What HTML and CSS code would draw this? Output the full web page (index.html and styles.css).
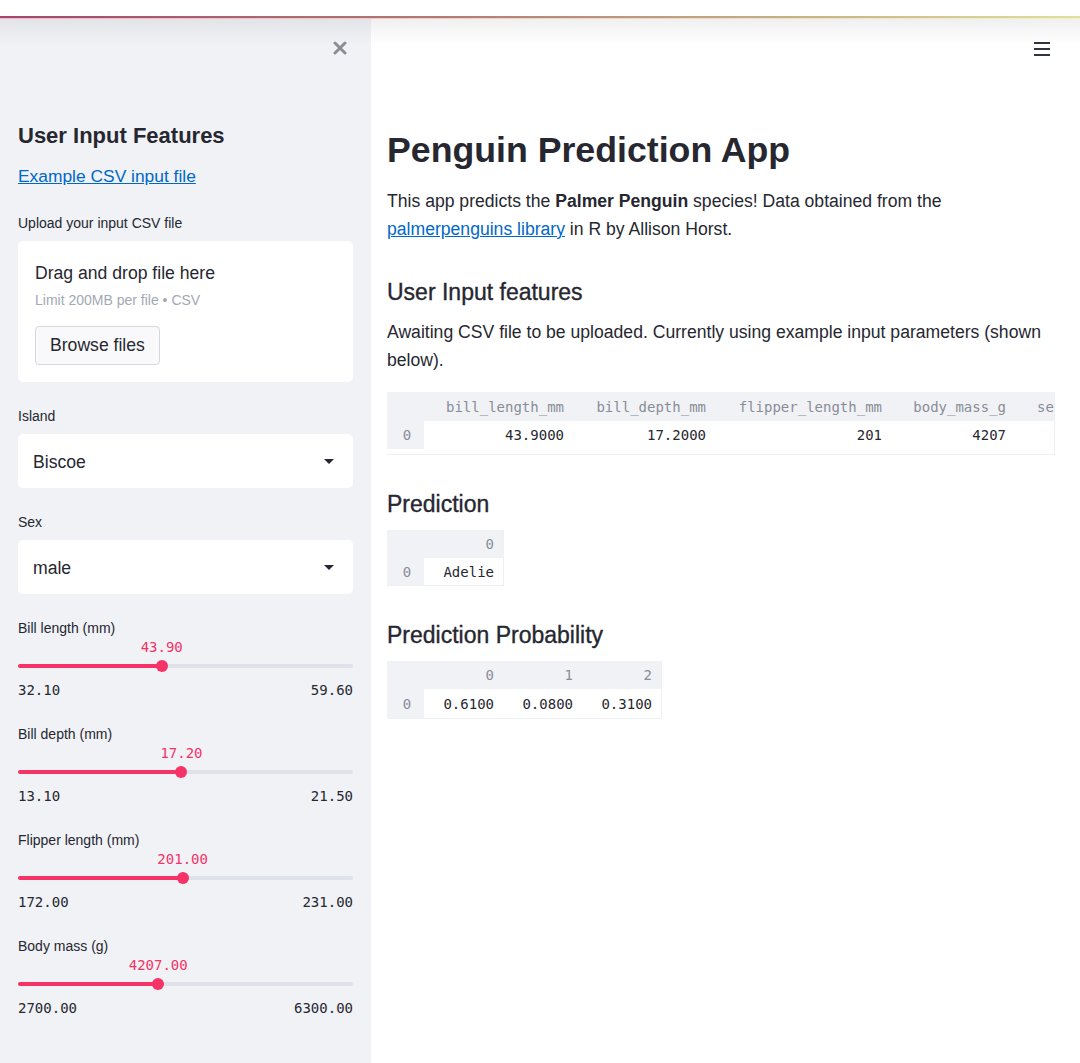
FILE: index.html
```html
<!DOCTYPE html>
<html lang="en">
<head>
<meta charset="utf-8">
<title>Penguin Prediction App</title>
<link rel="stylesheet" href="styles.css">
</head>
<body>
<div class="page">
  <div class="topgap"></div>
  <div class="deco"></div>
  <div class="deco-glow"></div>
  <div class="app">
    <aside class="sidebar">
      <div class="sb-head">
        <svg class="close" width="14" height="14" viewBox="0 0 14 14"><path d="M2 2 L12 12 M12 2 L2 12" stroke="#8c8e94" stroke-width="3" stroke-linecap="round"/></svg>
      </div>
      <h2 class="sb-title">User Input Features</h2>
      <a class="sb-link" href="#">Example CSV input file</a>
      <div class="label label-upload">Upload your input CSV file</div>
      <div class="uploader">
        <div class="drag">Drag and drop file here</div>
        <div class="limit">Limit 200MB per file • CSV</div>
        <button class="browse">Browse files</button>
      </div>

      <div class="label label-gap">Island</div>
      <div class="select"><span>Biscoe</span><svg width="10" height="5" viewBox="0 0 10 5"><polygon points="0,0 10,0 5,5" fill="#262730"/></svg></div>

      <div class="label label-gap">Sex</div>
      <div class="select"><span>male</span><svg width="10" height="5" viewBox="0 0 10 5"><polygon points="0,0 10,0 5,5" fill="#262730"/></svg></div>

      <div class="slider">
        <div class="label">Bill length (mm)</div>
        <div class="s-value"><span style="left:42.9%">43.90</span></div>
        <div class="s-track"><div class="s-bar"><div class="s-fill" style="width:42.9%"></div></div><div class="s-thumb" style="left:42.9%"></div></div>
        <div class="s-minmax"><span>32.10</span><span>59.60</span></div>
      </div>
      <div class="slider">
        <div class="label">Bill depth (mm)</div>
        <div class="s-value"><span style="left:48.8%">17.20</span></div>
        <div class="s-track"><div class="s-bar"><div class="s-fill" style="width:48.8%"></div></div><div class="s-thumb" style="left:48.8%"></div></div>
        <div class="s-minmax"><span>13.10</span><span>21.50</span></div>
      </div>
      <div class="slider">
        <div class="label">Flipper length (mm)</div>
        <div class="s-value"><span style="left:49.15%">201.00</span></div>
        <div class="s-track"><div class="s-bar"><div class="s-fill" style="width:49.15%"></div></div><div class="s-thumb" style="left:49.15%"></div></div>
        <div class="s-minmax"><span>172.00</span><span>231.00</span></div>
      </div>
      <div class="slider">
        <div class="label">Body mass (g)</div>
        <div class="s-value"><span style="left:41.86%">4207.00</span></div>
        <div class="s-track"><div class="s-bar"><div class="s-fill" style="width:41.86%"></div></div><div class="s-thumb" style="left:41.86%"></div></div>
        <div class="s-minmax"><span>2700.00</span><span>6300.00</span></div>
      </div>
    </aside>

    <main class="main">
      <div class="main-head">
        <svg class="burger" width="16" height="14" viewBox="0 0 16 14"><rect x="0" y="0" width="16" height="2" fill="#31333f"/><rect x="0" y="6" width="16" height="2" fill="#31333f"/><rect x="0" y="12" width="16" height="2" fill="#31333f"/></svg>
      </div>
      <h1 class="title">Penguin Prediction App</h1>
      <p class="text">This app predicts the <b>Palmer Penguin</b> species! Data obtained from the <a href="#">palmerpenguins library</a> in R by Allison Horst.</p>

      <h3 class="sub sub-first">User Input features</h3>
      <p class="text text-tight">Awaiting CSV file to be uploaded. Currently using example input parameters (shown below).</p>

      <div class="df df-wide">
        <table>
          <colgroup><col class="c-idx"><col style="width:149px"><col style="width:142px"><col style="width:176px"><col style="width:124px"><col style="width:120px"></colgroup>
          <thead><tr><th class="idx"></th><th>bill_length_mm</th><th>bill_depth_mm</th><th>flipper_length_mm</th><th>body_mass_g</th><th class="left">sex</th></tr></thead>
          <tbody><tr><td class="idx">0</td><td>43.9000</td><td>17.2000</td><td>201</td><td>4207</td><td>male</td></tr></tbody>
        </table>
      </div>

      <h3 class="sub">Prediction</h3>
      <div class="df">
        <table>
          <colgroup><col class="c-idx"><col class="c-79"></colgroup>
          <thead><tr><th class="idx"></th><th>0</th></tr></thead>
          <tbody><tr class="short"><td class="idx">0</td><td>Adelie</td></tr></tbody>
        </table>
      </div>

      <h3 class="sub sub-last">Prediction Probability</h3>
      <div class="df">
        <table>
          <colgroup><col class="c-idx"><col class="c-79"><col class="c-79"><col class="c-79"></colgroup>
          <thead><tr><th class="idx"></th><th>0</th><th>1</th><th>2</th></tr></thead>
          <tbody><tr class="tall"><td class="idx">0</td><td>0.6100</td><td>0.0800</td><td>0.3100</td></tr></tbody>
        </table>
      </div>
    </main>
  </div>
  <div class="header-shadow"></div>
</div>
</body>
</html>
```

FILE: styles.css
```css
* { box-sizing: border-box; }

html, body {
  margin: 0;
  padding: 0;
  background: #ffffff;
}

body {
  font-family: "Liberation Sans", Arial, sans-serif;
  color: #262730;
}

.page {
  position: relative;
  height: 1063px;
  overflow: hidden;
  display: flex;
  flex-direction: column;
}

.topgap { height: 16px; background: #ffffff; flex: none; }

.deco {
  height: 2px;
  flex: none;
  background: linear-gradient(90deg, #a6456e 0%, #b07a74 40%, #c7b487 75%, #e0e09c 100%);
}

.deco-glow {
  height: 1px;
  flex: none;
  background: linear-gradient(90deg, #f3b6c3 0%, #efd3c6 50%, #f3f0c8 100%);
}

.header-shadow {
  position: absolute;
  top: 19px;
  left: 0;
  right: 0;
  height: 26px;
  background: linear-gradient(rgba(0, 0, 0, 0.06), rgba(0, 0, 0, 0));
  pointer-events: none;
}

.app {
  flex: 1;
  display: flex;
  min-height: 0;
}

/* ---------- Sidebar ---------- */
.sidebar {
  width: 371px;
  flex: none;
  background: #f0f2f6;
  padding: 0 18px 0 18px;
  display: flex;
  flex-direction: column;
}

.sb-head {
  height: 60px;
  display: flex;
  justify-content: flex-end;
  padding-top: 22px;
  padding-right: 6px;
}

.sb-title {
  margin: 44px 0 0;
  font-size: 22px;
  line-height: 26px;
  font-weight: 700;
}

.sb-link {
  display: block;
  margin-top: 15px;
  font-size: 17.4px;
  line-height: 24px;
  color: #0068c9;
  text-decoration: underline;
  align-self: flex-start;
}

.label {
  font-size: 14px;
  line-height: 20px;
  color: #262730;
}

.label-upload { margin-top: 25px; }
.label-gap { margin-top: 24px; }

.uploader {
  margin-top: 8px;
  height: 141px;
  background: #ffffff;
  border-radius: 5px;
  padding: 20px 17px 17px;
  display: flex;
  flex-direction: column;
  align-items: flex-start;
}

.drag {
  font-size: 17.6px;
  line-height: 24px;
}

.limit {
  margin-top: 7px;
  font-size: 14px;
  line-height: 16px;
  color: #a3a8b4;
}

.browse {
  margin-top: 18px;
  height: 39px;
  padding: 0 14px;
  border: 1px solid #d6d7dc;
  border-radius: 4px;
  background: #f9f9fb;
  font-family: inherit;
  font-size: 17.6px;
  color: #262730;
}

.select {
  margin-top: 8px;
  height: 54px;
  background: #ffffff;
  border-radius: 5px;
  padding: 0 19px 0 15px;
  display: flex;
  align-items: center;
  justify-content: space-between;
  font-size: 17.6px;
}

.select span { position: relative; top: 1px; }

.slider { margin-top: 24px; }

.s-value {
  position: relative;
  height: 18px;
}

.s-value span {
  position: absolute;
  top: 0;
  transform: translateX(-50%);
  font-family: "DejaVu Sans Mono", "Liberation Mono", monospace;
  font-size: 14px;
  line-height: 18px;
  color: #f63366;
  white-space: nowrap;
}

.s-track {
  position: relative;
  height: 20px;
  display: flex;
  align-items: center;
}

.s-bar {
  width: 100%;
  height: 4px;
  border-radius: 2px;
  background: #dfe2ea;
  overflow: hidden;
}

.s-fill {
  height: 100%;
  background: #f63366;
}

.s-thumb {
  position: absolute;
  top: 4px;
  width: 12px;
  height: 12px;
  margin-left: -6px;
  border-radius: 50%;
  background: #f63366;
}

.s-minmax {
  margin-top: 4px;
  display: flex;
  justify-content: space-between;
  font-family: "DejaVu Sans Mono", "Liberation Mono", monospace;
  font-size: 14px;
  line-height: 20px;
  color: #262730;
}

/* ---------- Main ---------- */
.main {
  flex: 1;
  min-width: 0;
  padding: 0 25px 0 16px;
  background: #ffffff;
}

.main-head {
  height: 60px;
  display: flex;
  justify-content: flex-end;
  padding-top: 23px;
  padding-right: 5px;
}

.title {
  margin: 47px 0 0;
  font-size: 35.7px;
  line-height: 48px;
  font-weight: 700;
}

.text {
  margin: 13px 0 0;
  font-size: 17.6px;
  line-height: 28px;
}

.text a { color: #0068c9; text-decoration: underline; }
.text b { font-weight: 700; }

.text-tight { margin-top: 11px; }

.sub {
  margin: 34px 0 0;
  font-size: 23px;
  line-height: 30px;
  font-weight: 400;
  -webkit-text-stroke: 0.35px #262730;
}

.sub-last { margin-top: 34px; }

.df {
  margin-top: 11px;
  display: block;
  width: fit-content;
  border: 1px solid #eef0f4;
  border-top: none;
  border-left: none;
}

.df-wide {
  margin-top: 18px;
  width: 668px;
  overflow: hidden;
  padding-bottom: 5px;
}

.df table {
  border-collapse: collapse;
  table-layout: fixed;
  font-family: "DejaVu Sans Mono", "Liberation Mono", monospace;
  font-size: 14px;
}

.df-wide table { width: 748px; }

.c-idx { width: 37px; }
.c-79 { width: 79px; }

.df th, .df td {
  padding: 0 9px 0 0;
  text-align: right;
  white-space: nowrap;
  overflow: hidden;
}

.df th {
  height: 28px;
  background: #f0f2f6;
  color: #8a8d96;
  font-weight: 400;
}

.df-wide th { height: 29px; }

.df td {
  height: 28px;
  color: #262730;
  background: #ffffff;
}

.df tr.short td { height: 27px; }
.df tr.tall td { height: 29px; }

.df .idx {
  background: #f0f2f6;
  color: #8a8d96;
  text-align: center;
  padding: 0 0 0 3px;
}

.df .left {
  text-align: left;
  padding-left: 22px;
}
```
+-------+
Look over the listing above. Pick out and copy every line that includes "page".

What HTML and CSS code would draw this? Output the full web page (index.html and styles.css).
<div class="page">
.page {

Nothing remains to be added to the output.